Under PoS, validators lock 32 ETH to participate in block validation instead of solving energy-intensive puzzles. This shift offers three major advantages:
- Scalability: PoS enables future sharding, where the network splits into smaller chains to process transactions in parallel.
- Energy Efficiency: Ethereum now uses 99.95% less energy than under PoW.
- Accessibility: Lower hardware requirements allow more participants to help secure the network.
The Ethereum Virtual Machine (EVM)
The EVM is a runtime environment that executes smart contracts consistently across all nodes. Developers write contracts in high-level languages like Solidity, which are compiled into bytecode readable by the EVM.
When a transaction calls a smart contract, every node runs it locally in their EVM. If all nodes achieve the same result, the state change is committed to the blockchain. This ensures deterministic and decentralized execution.
Ether and Gas
Ether (ETH) is Ethereum’s native cryptocurrency. It is used for:
- Paying transaction fees (known as “gas”)
- Staking by validators
- Transferring value between users
Gas fees vary based on transaction complexity and network demand. More computationally intensive operations—like deploying a smart contract—cost more gas.
Ethereum uses two types of accounts:
- Externally Owned Accounts (EOAs): Controlled by private keys, used by individuals.
- Contract Accounts: Hold smart contract code and are triggered by transactions.
How Users Interact with Ethereum
You don’t need to run a node to use Ethereum. Most users interact with the network through cryptocurrency wallets—software or hardware devices that manage private keys. These keys grant access to funds and authorize transactions.
Each wallet has a public address (like an account number) and a private key (like a password).
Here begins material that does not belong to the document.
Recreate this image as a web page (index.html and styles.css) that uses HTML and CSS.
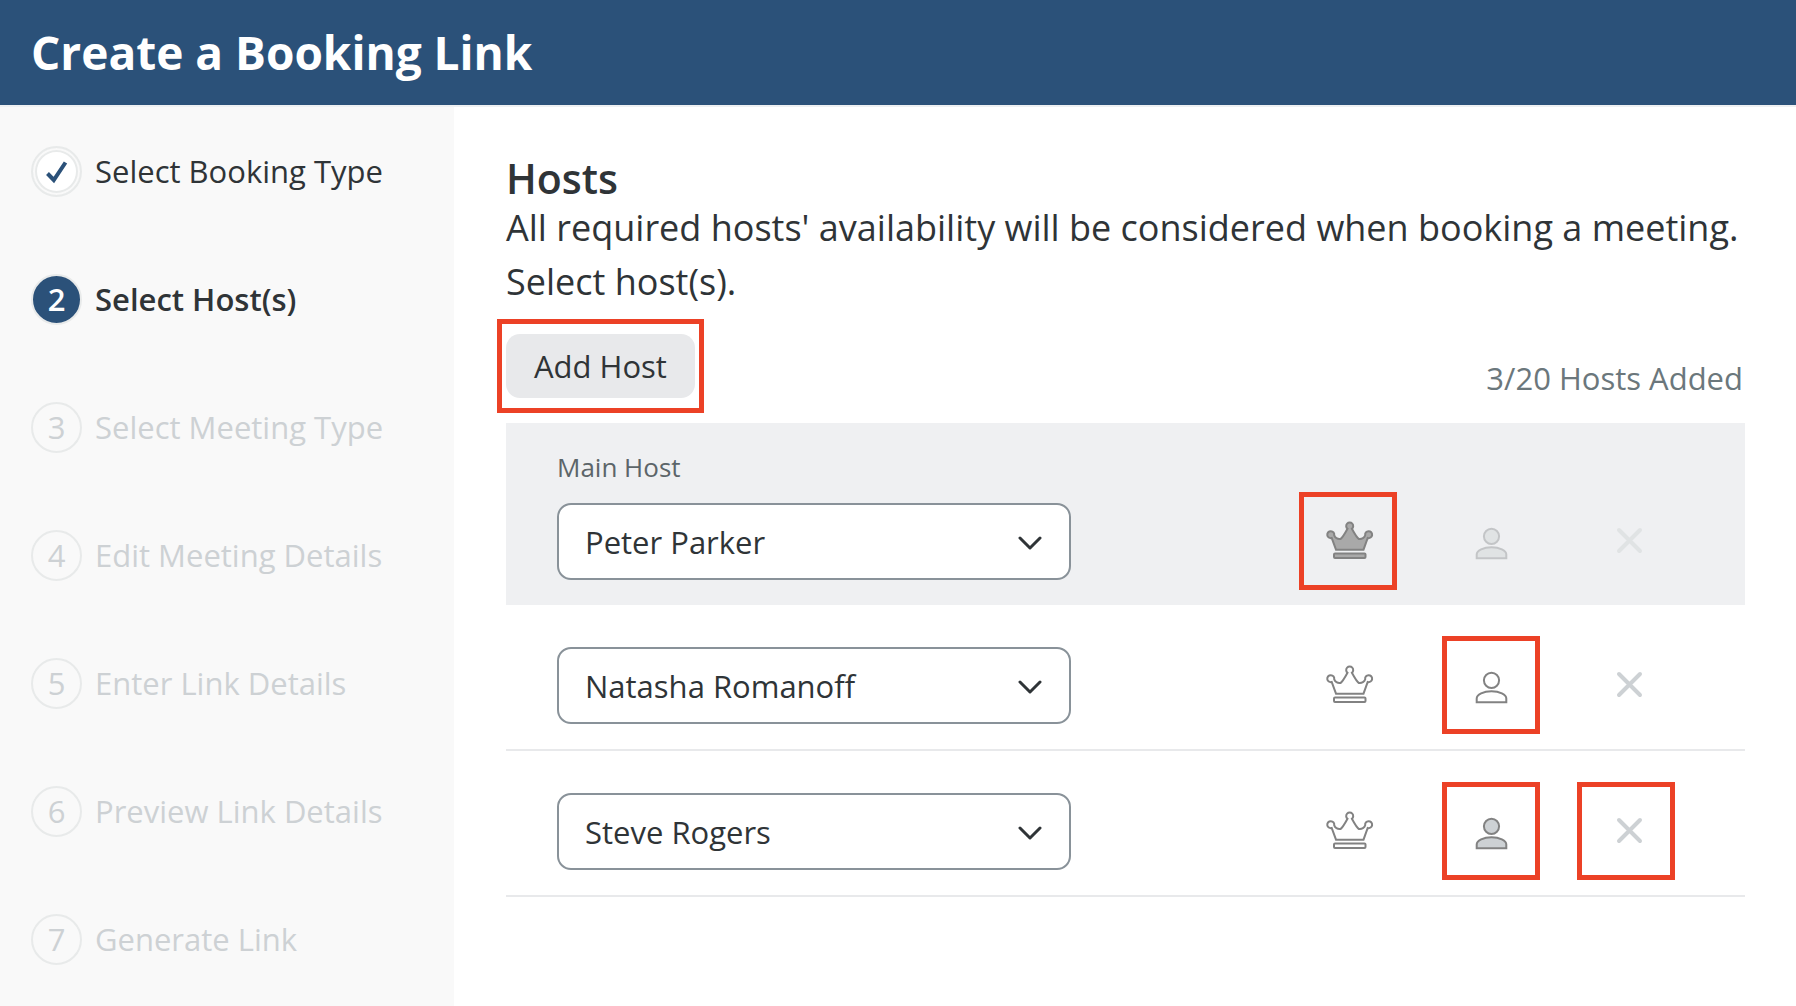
FILE: index.html
```html
<!DOCTYPE html>
<html lang="en">
<head>
    <meta charset="UTF-8">
    <meta name="viewport" content="width=device-width, initial-scale=1.0">
    <title>Create a Booking Link</title>
    <link rel="stylesheet" href="styles.css">
</head>
<body>
    <!-- shared icons -->
    <svg class="icon-defs" aria-hidden="true">
        <symbol id="crown" viewBox="0 0 52 52">
            <path d="M14 34.700 L9.700 23 A3.500 3.500 0 1 1 12.200 20.300 C12.800 22.500 15.500 24.500 18.500 24 C20.500 23 23.500 17.500 25.500 13.800 A3.500 3.500 0 1 1 29.900 13.800 C31.900 17.500 34.900 23 36.900 24 C39.900 24.500 42.600 22.500 43.200 20.300 A3.500 3.500 0 1 1 45.700 23 L41.500 34.700 Z"></path>
            <rect x="12" y="38.500" width="31.500" height="4.500" rx="1"></rect>
        </symbol>
        <symbol id="person" viewBox="0 0 52 52">
            <circle cx="26.500" cy="21.300" r="7.600"></circle>
            <path d="M11.700 43.200 V39.500 C11.700 35.500 18.500 32.200 26.500 32.200 S41.300 35.500 41.300 39.500 V43.200 Z"></path>
        </symbol>
        <symbol id="remove" viewBox="0 0 52 52">
            <path d="M19 15 L40 36 M40 15 L19 36"></path>
        </symbol>
        <symbol id="chevron" viewBox="0 0 24 14">
            <path d="M2 2 L12 12 L22 2"></path>
        </symbol>
    </svg>

    <header class="header">
        <h1>Create a Booking Link</h1>
    </header>

    <div class="layout">
        <nav class="sidebar">
            <ol class="steps">
                <li class="step done">
                    <span class="step-number">
                        <svg class="check" viewBox="0 0 24 24"><path d="M2.500 13.500 L8.800 20 L20.500 2.500"></path></svg>
                    </span>
                    <span>Select Booking Type</span>
                </li>
                <li class="step current"><span class="step-number">2</span><span>Select Host(s)</span></li>
                <li class="step"><span class="step-number">3</span><span>Select Meeting Type</span></li>
                <li class="step"><span class="step-number">4</span><span>Edit Meeting Details</span></li>
                <li class="step"><span class="step-number">5</span><span>Enter Link Details</span></li>
                <li class="step"><span class="step-number">6</span><span>Preview Link Details</span></li>
                <li class="step"><span class="step-number">7</span><span>Generate Link</span></li>
            </ol>
        </nav>

        <main class="content">
            <h2>Hosts</h2>
            <p class="intro">All required hosts' availability will be considered when booking a meeting. Select host(s).</p>

            <div class="toolbar">
                <div class="add-host-frame">
                    <button type="button" class="add-host">Add Host</button>
                </div>
                <span class="host-count">3/20 Hosts Added</span>
            </div>

            <div class="host main-host">
                <div class="field">
                    <label for="host1">Main Host</label>
                    <div class="select">
                        <select id="host1">
                            <option>Peter Parker</option>
                            <option>Natasha Romanoff</option>
                            <option>Steve Rogers</option>
                        </select>
                        <svg class="chevron"><use href="#chevron"></use></svg>
                    </div>
                </div>
                <div class="actions">
                    <button type="button" class="action crown filled framed" aria-label="Main host"><svg><use href="#crown"></use></svg></button>
                    <button type="button" class="action person filled muted" aria-label="Required host" disabled><svg><use href="#person"></use></svg></button>
                    <button type="button" class="action remove muted" aria-label="Remove host" disabled><svg><use href="#remove"></use></svg></button>
                </div>
            </div>

            <div class="host">
                <div class="field">
                    <div class="select">
                        <select id="host2" aria-label="Host 2">
                            <option>Natasha Romanoff</option>
                            <option>Peter Parker</option>
                            <option>Steve Rogers</option>
                        </select>
                        <svg class="chevron"><use href="#chevron"></use></svg>
                    </div>
                </div>
                <div class="actions">
                    <button type="button" class="action crown" aria-label="Make main host"><svg><use href="#crown"></use></svg></button>
                    <button type="button" class="action person framed" aria-label="Optional host"><svg><use href="#person"></use></svg></button>
                    <button type="button" class="action remove" aria-label="Remove host"><svg><use href="#remove"></use></svg></button>
                </div>
            </div>

            <div class="host">
                <div class="field">
                    <div class="select">
                        <select id="host3" aria-label="Host 3">
                            <option>Steve Rogers</option>
                            <option>Peter Parker</option>
                            <option>Natasha Romanoff</option>
                        </select>
                        <svg class="chevron"><use href="#chevron"></use></svg>
                    </div>
                </div>
                <div class="actions">
                    <button type="button" class="action crown" aria-label="Make main host"><svg><use href="#crown"></use></svg></button>
                    <button type="button" class="action person filled framed" aria-label="Required host"><svg><use href="#person"></use></svg></button>
                    <button type="button" class="action remove framed" aria-label="Remove host"><svg><use href="#remove"></use></svg></button>
                </div>
            </div>
        </main>
    </div>
</body>
</html>
```
FILE: styles.css
```css
* {
    box-sizing: border-box;
}
body {
    margin: 0;
    min-height: 100vh;
    display: flex;
    flex-direction: column;
    font-family: "Open Sans", sans-serif;
    font-size: 31px;
    color: #2f3437;
    background-color: #fff;
}
h1, h2, p, ol {
    margin: 0;
    padding: 0;
}
button, select {
    font: inherit;
    color: inherit;
    cursor: pointer;
}
.icon-defs {
    display: none;
}

.header {
    background-color: #2b5179;
    color: #fff;
    padding: 20px 31px;
    border-bottom: 2px solid #eef0f2;
}
.header h1 {
    font-size: 46px;
    line-height: 65px;
    font-weight: 700;
}

.layout {
    flex: 1;
    display: flex;
}

/* steps */
.sidebar {
    flex: 0 0 454px;
    background-color: #f9f9f9;
    padding: 39px 31px 0;
}
.steps {
    list-style: none;
    display: flex;
    flex-direction: column;
    gap: 77px;
}
.step {
    display: flex;
    align-items: center;
    gap: 13px;
    line-height: 51px;
    color: #cdd1d4;
    white-space: nowrap;
}
.step-number {
    flex: none;
    display: flex;
    align-items: center;
    justify-content: center;
    width: 51px;
    height: 51px;
    border: 2px solid #e8eaea;
    border-radius: 50%;
}
.step.done {
    color: #2f3437;
}
.step.done .step-number {
    background-color: #fff;
    box-shadow: inset 0 0 0 2px #f9f9f9, inset 0 0 0 4px #e8eaea;
}
.check {
    width: 24px;
    height: 24px;
    fill: none;
    stroke: #2b5179;
    stroke-width: 4;
}
.step.current {
    color: #2f3437;
    font-weight: 600;
}
.step.current .step-number {
    background-color: #2b5179;
    color: #fff;
}

/* hosts */
.content {
    flex: 1;
    padding: 48px 51px 48px 52px;
}
.content h2 {
    font-size: 41px;
    line-height: 46px;
    font-weight: 600;
}
.intro {
    font-size: 36px;
    line-height: 54px;
}
.toolbar {
    display: flex;
    justify-content: space-between;
    align-items: flex-end;
    margin: 10px 0 10px -9px;
}
.add-host-frame {
    border: 5px solid #ec4126;
    padding: 10px 4px;
}
.add-host {
    display: block;
    border: none;
    border-radius: 14px;
    background-color: #e8e9eb;
    padding: 0 28px;
    line-height: 64px;
}
.host-count {
    color: #6b777c;
    line-height: 48px;
    padding: 0 2px 11px;
}

.host {
    display: flex;
    justify-content: space-between;
    align-items: flex-end;
    padding: 31px 70px 15px 51px;
    border-bottom: 2px solid #e8e9eb;
}
.main-host {
    background-color: #eff0f2;
    border-bottom: none;
    padding-top: 24px;
}
.field {
    flex: 0 1 514px;
    margin-bottom: 10px;
}
.field label {
    display: block;
    font-size: 26px;
    line-height: 40px;
    margin-bottom: 16px;
    color: #5c6569;
}
.select {
    position: relative;
}
.select select {
    display: block;
    appearance: none;
    width: 100%;
    height: 77px;
    border: 2px solid #899299;
    border-radius: 14px;
    background-color: #fff;
    padding: 0 64px 0 26px;
}
.chevron {
    position: absolute;
    right: 29px;
    top: 33px;
    width: 24px;
    height: 14px;
    fill: none;
    stroke: #2f3437;
    stroke-width: 3;
    stroke-linecap: round;
    stroke-linejoin: round;
    pointer-events: none;
}

.actions {
    display: flex;
    gap: 37px;
}
.action {
    display: flex;
    align-items: center;
    justify-content: center;
    width: 98px;
    height: 98px;
    padding: 0;
    border: 5px solid transparent;
    background: none;
}
.action.crown {
    margin-right: 8px;
}
.action.framed {
    border-color: #ec4126;
}
.action svg {
    width: 52px;
    height: 52px;
    fill: none;
    stroke: #828282;
    stroke-width: 2;
}
.action.crown.filled svg {
    fill: #a9a9a9;
}
.action.person.filled svg {
    fill: #cdd1d4;
}
.action.person.muted svg {
    fill: #e0e3e4;
    stroke: #c3c5c7;
}
.action.remove svg {
    stroke: #cdd1d4;
    stroke-width: 4;
    stroke-linecap: round;
}
.action.remove.muted svg {
    stroke: #e0e3e4;
}
```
It’s crucial to keep private keys secure since anyone with access can control the associated assets.
Every transaction on Ethereum requires a gas fee paid in ETH, whether sending tokens or executing a smart contract.
Frequently Asked Questions
What is the main purpose of Ethereum?
Ethereum is a platform for building decentralized applications using smart contracts. It enables developers to create systems that operate without central authority, from financial protocols to NFT marketplaces.
How is Ethereum different from Bitcoin?
While both are blockchains, Bitcoin is primarily a peer-to-peer currency. Ethereum is a programmable platform that supports smart contracts and dApps, making it more versatile for applications beyond payments.
What are gas fees?
Gas fees are transaction costs on Ethereum, paid in ETH. They compensate validators for processing transactions and executing contracts. Fees fluctuate based on network congestion.
Can Ethereum be upgraded?
Yes. Ethereum undergoes regular upgrades to improve scalability, security, and functionality. Major upgrades like The Merge are decided through community consensus.
Is Ethereum environmentally friendly?
Since transitioning to proof-of-stake, Ethereum’s energy consumption has reduced by over 99%, making it one of the most sustainable blockchains.
What are some real-world uses of Ethereum?
It powers DeFi platforms, NFT projects, decentralized autonomous organizations (DAOs), and various enterprise solutions in supply chain, gaming, and identity verification.
Ethereum’s blend of smart contracts, a robust blockchain, and a scalable consensus mechanism has made it a foundational technology in the crypto ecosystem. Whether you're a developer, investor, or user, understanding how Ethereum works provides insight into the future of decentralized systems.